Это потому, что при беседе с Егором все лучшее в нем, тоже человеке, просыпалось — и против себя тюремщик шел на уступки, за минуту до того^ казавшиеся ему недопустимыми.
Сам Егор как бы не сознавал этого. Он не видел, сидя в уголке и напряженно вслушиваясь в разговор, что с ним считаются во время деловых обсуждений больше, чем с кем-либо, что его мнение ценится чрезвычайно, что он дорог нам и любим безмерно, он как бы не чувствовал этого, он был — сама скромность и самоумаление.
Когда он видел злобу, людское безобразие и жестокость, он физически страдал, силясь понять и все же не понимая возможности зла в людях.
Не поверить человеку, как бы явно тот ни лгал, надо было ему заставить себя, потому что он всегда верил каждому.
Строгость и чистота нравов и правил, привитая ему рождением и воспитанием в староверческой семье со старинными традициями, смягчалась в нем бережным обхождением с каждым, кто сталкивался с ним. В его манерах по отношению к женщинам и старикам было что-то старомодное, неравное; он смотрел снизу вверх на них и не было границ его рыцарским заботам и предупредительности.
«Мне кажется, что за людьми надо ходить, как за больными или детьми», — признался он мне.
В этом жизненном правиле Егора не было высокомерия. Его сострадающее сердце сильнее всего отзывалось на боль человеческую, — а кто из людей без боли? — и все казались ему достойными только любви и осторожного ухода, которым окружают больного или ребенка.
Потом он был совершенно вне прицепленности к бесчисленному количеству жизненных мелочей, составляющих ткань ежедневного существования. И многое, что могло сердить, волновать или мучить людей, было лишено для него вкуса реальности, а возможность подобной заинтересованности, должно быть, казалась ему нездоровьем или ребячеством.
В долгой серьезной дружбе, связывавшей нас с Егором, внешние события его жизни никогда не интересовали меня и даже мало известны мне, потому что центральным пунктом внимания всегда являлась его богатая и сложная внутренняя жизнь, проявления которой во вне, в действии, само собой были понятны и законно неизбежны, так как у него не было, при кристаллической чистоте его мысли и слова, расхождения с делом.
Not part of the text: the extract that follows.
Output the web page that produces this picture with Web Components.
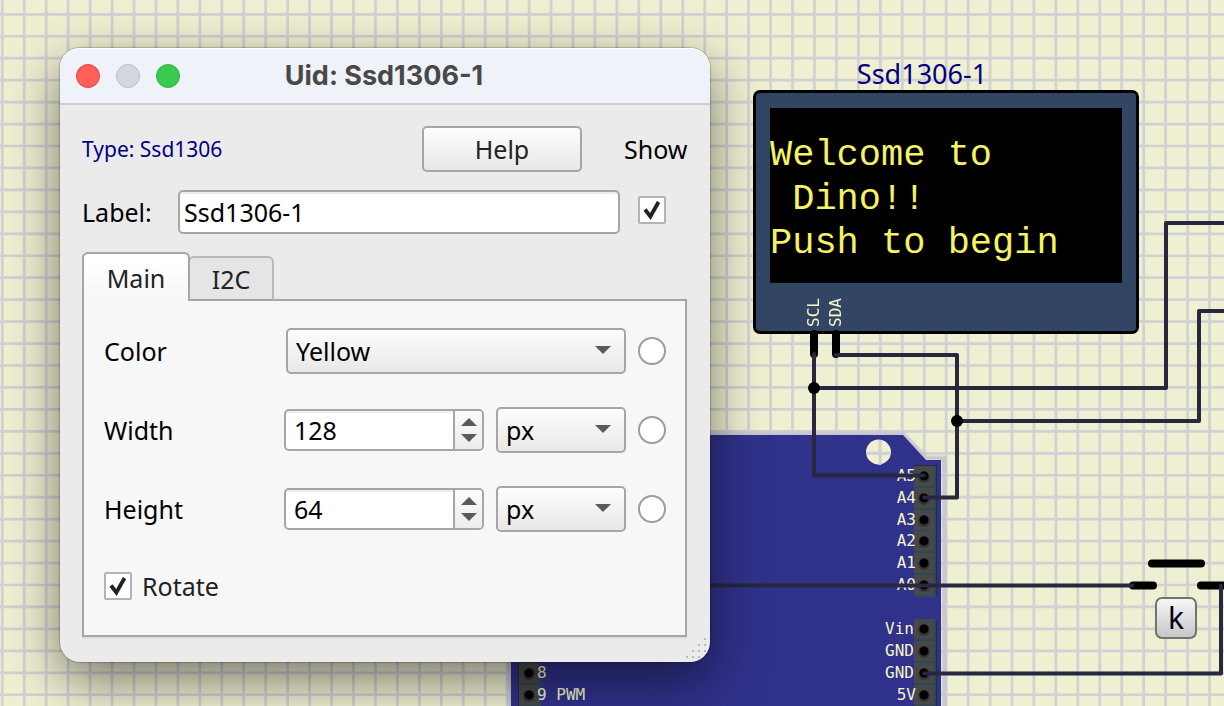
<!DOCTYPE html>
<html lang="en">
<head>
<meta charset="utf-8">
<title>Circuit editor</title>
<style>
  html, body { margin: 0; height: 100%; }
  body { overflow: hidden; font-family: "Noto Sans", "Open Sans", sans-serif; font-size: 25px; color: #000; --edge: #a6a6a6; }
  oled-display { left: 753px; top: 60px; }
  uno-board { left: 506px; top: 430px; }
  push-key { left: 1155px; top: 597px; }
  property-dialog { left: 60px; top: 48px; }
</style>
</head>
<body>
<circuit-canvas>
  <uno-board></uno-board>
  <oled-display name="Ssd1306-1"></oled-display>
  <circuit-wires></circuit-wires>
  <push-key>k</push-key>
  <property-dialog heading="Uid: Ssd1306-1">
    <property-header></property-header>
    <tab-panel>
      <select-row label="Color" value="Yellow"></select-row>
      <number-row label="Width" value="128" unit="px"></number-row>
      <number-row label="Height" value="64" unit="px"></number-row>
      <check-box label="Rotate"></check-box>
    </tab-panel>
  </property-dialog>
</circuit-canvas>

<script>
const define = (name, render, setup) => customElements.define(name, class extends HTMLElement {
  connectedCallback() {
    if (this.shadowRoot) return;
    this.attachShadow({ mode: 'open' }).innerHTML = render(this);
    if (setup) setup(this.shadowRoot, this);
  }
});

const controls = `
  *, *::before { box-sizing: border-box; }
  input, select, button { font: inherit; color: inherit; margin: 0; outline: none; }
  .raised { background: linear-gradient(#fdfdfd, #e8e8e8); border: 2px solid var(--edge); border-radius: 5px; }
  .sunken { background: #fff; border: 2px solid var(--edge); border-radius: 5px; box-shadow: inset 0 2px #ededed; }
  .combo { position: relative; display: block; }
  .combo select { appearance: none; width: 100%; height: 46px; padding: 0 8px; display: block; }
  .combo svg { position: absolute; right: 15px; top: 18px; pointer-events: none; }
  input[type=radio] { appearance: none; width: 28px; height: 28px; border: 2px solid #9d9d9d; border-radius: 50%; background: #fff; }
  input[type=checkbox] { appearance: none; flex: none; width: 28px; height: 28px; border: 2px solid #b4b4b4; border-radius: 2px; background: #fff; display: grid; place-content: center; }
  .tick { position: relative; display: grid; }
  .tick svg { position: absolute; inset: 0; pointer-events: none; }
  .tick input:not(:checked) + svg { display: none; }
`;
const down = '<svg width="16" height="9" aria-hidden="true"><path d="M0 0h16L8 8z" fill="#5a5a5a"/></svg>';
const up = '<svg width="16" height="9" aria-hidden="true"><path d="M0 8h16L8 0z" fill="#5a5a5a"/></svg>';
const tick = '<svg width="28" height="28" aria-hidden="true"><path d="M7 13.500L12.4 20.500L20.5 6" fill="none" stroke="#222" stroke-width="3.8"/></svg>';

/* Schematic sheet: grid lines every 439/20 px */
define('circuit-canvas', () => `
  <style>
    :host { display: block; position: relative; width: 100%; height: 100vh; overflow: hidden; background: #efefd1; }
    svg { position: absolute; inset: 0; width: 100%; height: 100%; }
    ::slotted(*) { position: absolute; }
  </style>
  <svg aria-hidden="true"><path fill="none" stroke="#d1d0d3" stroke-width="2.7"/></svg>
  <slot></slot>`, root => {
  const pitch = 439 / 20, w = screen.width + 2000, h = screen.height + 2000;
  let d = '';
  for (let x = 2.3; x < w; x += pitch) d += `M${x} 0V${h}`;
  for (let y = 14.3; y < h; y += pitch) d += `M0 ${y}H${w}`;
  root.querySelector('path').setAttribute('d', d);
});

define('circuit-wires', () => `
  <style>
    :host { display: block; inset: 0; pointer-events: none; }
    svg { width: 100%; height: 100%; display: block; }
  </style>
  <svg fill="none" stroke-linecap="round" aria-hidden="true">
    <path stroke="#000" stroke-width="8" d="M814 334V354M836 334V354M1133 585.5H1153M1201 585.5H1240M1152 563.5H1201"/>
    <g stroke="#27273d" stroke-width="4" stroke-linejoin="round">
      <path d="M814 354V475.5H924M814 388H1166V223H2400"/>
      <path d="M836 355H957V497.5H924M957 421H1199V311H2400"/>
      <path d="M600 585.5H1132M924 673.5H1221V585.5"/>
    </g>
    <g fill="#000"><circle cx="814" cy="388" r="6"/><circle cx="957" cy="421" r="6"/></g>
  </svg>`);

define('push-key', () => `
  <style>
    :host { display: block; }
    button { display: grid; place-content: center; width: 42px; height: 42px; padding: 0; font: inherit; font-size: 30px; line-height: 36px; color: #000014;
      background: linear-gradient(#f7f7f7, #c6c6c6); border: 2px solid #737373; border-radius: 7px; box-sizing: border-box; }
  </style>
  <button type="button"><slot></slot></button>`);

define('oled-display', el => `
  <style>
    :host { display: grid; justify-items: center; width: 386px; }
    .name { color: #000080; font-size: 27px; line-height: 28px; padding-bottom: 2px; margin-right: 48px; }
    .case { box-sizing: border-box; width: 100%; height: 244px; border: 3px solid #000; border-radius: 7px; background: #324563; padding: 15px 14px; }
    .screen { margin: 0; height: 175px; padding-top: 25px; box-sizing: border-box; background: #000; color: #f5f263; font: 37px/44px "Liberation Mono", monospace; overflow: hidden; }
    .pins { display: flex; gap: 2px; padding: 13px 0 0 34px; font: 16px/20px "DejaVu Sans Mono", monospace; color: #f5f5cd; }
    .pins span { writing-mode: vertical-rl; transform: rotate(180deg); height: 31px; text-align: left; }
  </style>
  <div class="name">${el.getAttribute('name')}</div>
  <div class="case">
    <pre class="screen">Welcome to
 Dino!!
Push to begin</pre>
    <div class="pins"><span>SCL</span><span>SDA</span></div>
  </div>`);

define('uno-board', () => {
  const right = [['A5', 46], ['A4', 68], ['A3', 90], ['A2', 111], ['A1', 133], ['A0', 155], ['Vin', 199], ['GND', 221], ['GND', 243], ['5V', 265]];
  const left = [['8', 243], ['9 PWM', 265]];
  const socket = (x, y) => `<path d="M${x - 10} ${y - 10}h20v20h-20z" fill="#484848"/><path d="M${x - 10} ${y + 11}h21v-21" fill="none" stroke="#2c535c" stroke-width="1.5"/><circle cx="${x}" cy="${y + 1}" r="6" fill="#363636"/><circle cx="${x}" cy="${y}" r="4.500" fill="#000"/>`;
  return `
  <style>:host { display: block; } svg { display: block; font: 16px "DejaVu Sans Mono", monospace; }</style>
  <svg width="450" height="400">
    <defs><filter id="soft" x="-5%" y="-5%" width="110%" height="110%"><feGaussianBlur stdDeviation="1"/></filter></defs>
    <path d="M4 500V4H397L420 28H438V500" fill="none" stroke="#c4c4d0" stroke-width="4" filter="url(#soft)"/>
    <path fill-rule="evenodd" fill="#30318a" d="M5 400V5H397L420 30H435V400ZM360 22A12.500 12.500 0 1 0 385 22A12.500 12.500 0 1 0 360 22Z"/>
    <path d="M374 10v25M361 23h24" stroke="#d1d0d3" stroke-width="2.700"/>
    <path d="M408 35h23v131h-23zM408 191h23v209h-23z" fill="#29293d"/>
    <path d="M12 233h22v167H12z" fill="#29293d"/>
    ${right.map(([, y]) => socket(418, y)).join('')}
    ${left.map(([, y]) => socket(23, y)).join('')}
    <g fill="#f5f5c8">
      ${right.map(([t, y]) => `<text x="${t.length === 3 ? 408 : 410}" y="${y + 5}" text-anchor="end">${t}</text>`).join('')}
      ${left.map(([t, y]) => `<text x="31" y="${y + 5}">${t}</text>`).join('')}
    </g>
  </svg>`;
});

define('property-dialog', el => `
  <style>
    :host { display: block; width: 650px; background: #ebebeb; border-radius: 20px; box-sizing: border-box;
      box-shadow: 0 0 1px 1px #0003, 0 18px 52px #00000080; }
    header { display: grid; grid-template-columns: 1fr auto 1fr; align-items: center; height: 57px; box-sizing: border-box; padding: 0 18px 0 16px;
      background: #eff2f8; border-bottom: 2px solid #cbcdd1; border-radius: 20px 20px 0 0; box-shadow: inset 0 1px #fff; }
    .lights { display: flex; gap: 16px; }
    .lights button { width: 24px; height: 24px; padding: 0; border-radius: 50%; border: 1px solid #e2463f; background: #ff5f58; }
    .lights button:nth-child(2) { border-color: #bcbfc4; background: #d4d7db; }
    .lights button:nth-child(3) { border-color: #2eb244; background: #3ac94f; }
    h1 { margin: 0; font: bold 27px/30px Inter, sans-serif; color: #484848; }
    main { padding: 21px 23px 25px 22px; }
    .grip { position: absolute; right: 4px; bottom: 4px; }
  </style>
  <header>
    <div class="lights"><button type="button" aria-label="Close"></button><button type="button" aria-label="Minimize"></button><button type="button" aria-label="Zoom"></button></div>
    <h1>${el.getAttribute('heading')}</h1>
  </header>
  <main><slot></slot></main>
  <svg class="grip" width="20" height="20" aria-hidden="true"><path fill="#b9b9b9" d="M18 0h2v2h-2zM12 6h2v2h-2zM18 6h2v2h-2zM6 12h2v2H6zM12 12h2v2h-2zM18 12h2v2h-2zM0 18h2v2H0zM6 18h2v2H6zM12 18h2v2h-2z"/></svg>`);

define('property-header', () => `
  <style>${controls}
    :host { display: grid; gap: 18px; margin-bottom: 18px; }
    .row { display: flex; align-items: center; }
    .type { flex: 1; font-size: 21px; color: #000080; }
    .help { width: 160px; height: 46px; padding: 0; color: #222; margin-right: 42px; }
    .show { width: 63px; white-space: nowrap; }
    .label { width: 96px; }
    .name { flex: 1; min-width: 0; height: 44px; padding: 0 4px; margin-right: 18px; }
    .tick { margin: 0 21px 4px 0; }
  </style>
  <div class="row"><span class="type">Type: Ssd1306</span><button class="raised help" type="button">Help</button><label class="show" for="show">Show</label></div>
  <div class="row"><label class="label" for="name">Label:</label><input class="sunken name" id="name" value="Ssd1306-1"><span class="tick"><input type="checkbox" id="show" checked>${tick}</span></div>`);

define('tab-panel', () => `
  <style>
    :host { display: block; }
    * { box-sizing: border-box; }
    nav { display: flex; align-items: flex-end; height: 49px; margin-bottom: -2px; position: relative; }
    button { font: inherit; color: #222; margin: 0; padding: 0; border: 2px solid #b9b9b9; border-radius: 6px 6px 0 0; background: #e5e5e5; height: 45px; width: 86px; margin-left: -2px; border-bottom-color: var(--edge); }
    button:first-child { width: 108px; height: 49px; margin: 0; border-color: var(--edge); border-bottom: 0; background: linear-gradient(#fff, #f7f7f7); z-index: 1; }
    section { display: grid; grid-template-columns: minmax(0, 1fr); gap: 33px; padding: 27px 19px 28px 20px; background: #f7f7f7; border: 2px solid var(--edge); box-shadow: 0 2px #dedede; }
  </style>
  <nav role="tablist"><button role="tab" aria-selected="true">Main</button><button role="tab" aria-selected="false">I2C</button></nav>
  <section role="tabpanel"><slot></slot></section>`);

const rowLayout = `
  :host { display: grid; grid-template-columns: 180px minmax(0, 1fr) 28px; align-items: center; }
  label { line-height: 46px; }
`;

define('select-row', el => `
  <style>${controls}${rowLayout}
    .combo { margin: 0 12px 0 2px; }
  </style>
  <label for="field">${el.getAttribute('label')}</label>
  <span class="combo"><select class="raised" id="field"><option>${el.getAttribute('value')}</option></select>${down}</span>
  <input type="radio" aria-label="Show ${el.getAttribute('label')}">`);

define('number-row', el => `
  <style>${controls}${rowLayout}
    .fields { display: flex; align-items: center; gap: 12px; margin-right: 12px; }
    .spin { flex: 1; min-width: 0; display: flex; height: 42px; overflow: hidden; }
    .spin input { flex: 1; min-width: 0; border: 0; background: none; padding: 0 8px; appearance: textfield; }
    input::-webkit-inner-spin-button { appearance: none; margin: 0; }
    .steps { display: grid; grid-template-rows: 1fr 1fr; width: 29px; border-left: 2px solid var(--edge); background: linear-gradient(#fbfbfb, #ececec); }
    .steps button { display: grid; justify-content: center; align-content: end; border: 0; padding: 0 0 3px; background: none; }
    .steps button + button { align-content: start; padding: 4px 0 0; }
    .combo { width: 130px; }
  </style>
  <label for="field">${el.getAttribute('label')}</label>
  <div class="fields">
    <div class="spin sunken"><input type="number" id="field" value="${el.getAttribute('value')}"><div class="steps"><button type="button" aria-label="Increase">${up}</button><button type="button" aria-label="Decrease">${down}</button></div></div>
    <span class="combo"><select class="raised" aria-label="${el.getAttribute('label')} unit"><option>${el.getAttribute('unit')}</option></select>${down}</span>
  </div>
  <input type="radio" aria-label="Show ${el.getAttribute('label')}">`, root => {
  const field = root.getElementById('field');
  const [inc, dec] = root.querySelectorAll('button');
  inc.onclick = () => field.stepUp();
  dec.onclick = () => field.stepDown();
});

define('check-box', el => `
  <style>${controls}
    :host { display: flex; align-items: center; gap: 10px; line-height: 42px; color: #222; }
  </style>
  <span class="tick"><input type="checkbox" id="box" checked>${tick}</span><label for="box">${el.getAttribute('label')}</label>`);
</script>
</body>
</html>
Е. С. Сазонов родился в 1879 году. Происходил из староверческой семьи Уфимской губернии. Кажется, еще дед его был крепостным и откупился от барина на волю, но отцу уже удалось выбиться из податного сословия и стать даже богатым купцом, имевшим возможность дать образование своим двум сыновьям. Ко времени взрослости Егора отец успел разориться, но все же доучивал детей. В период своего студенчества Егор был исключен из университета в 1901 г. за принадлежность к уральскому союзу социал-демократов и социал-революционеров, арестован и сослан в 1902 году в Якутскую область на 5 лет. Бежал из ссылки за границу, где заявил уже о своем желании пойти на террористический акт.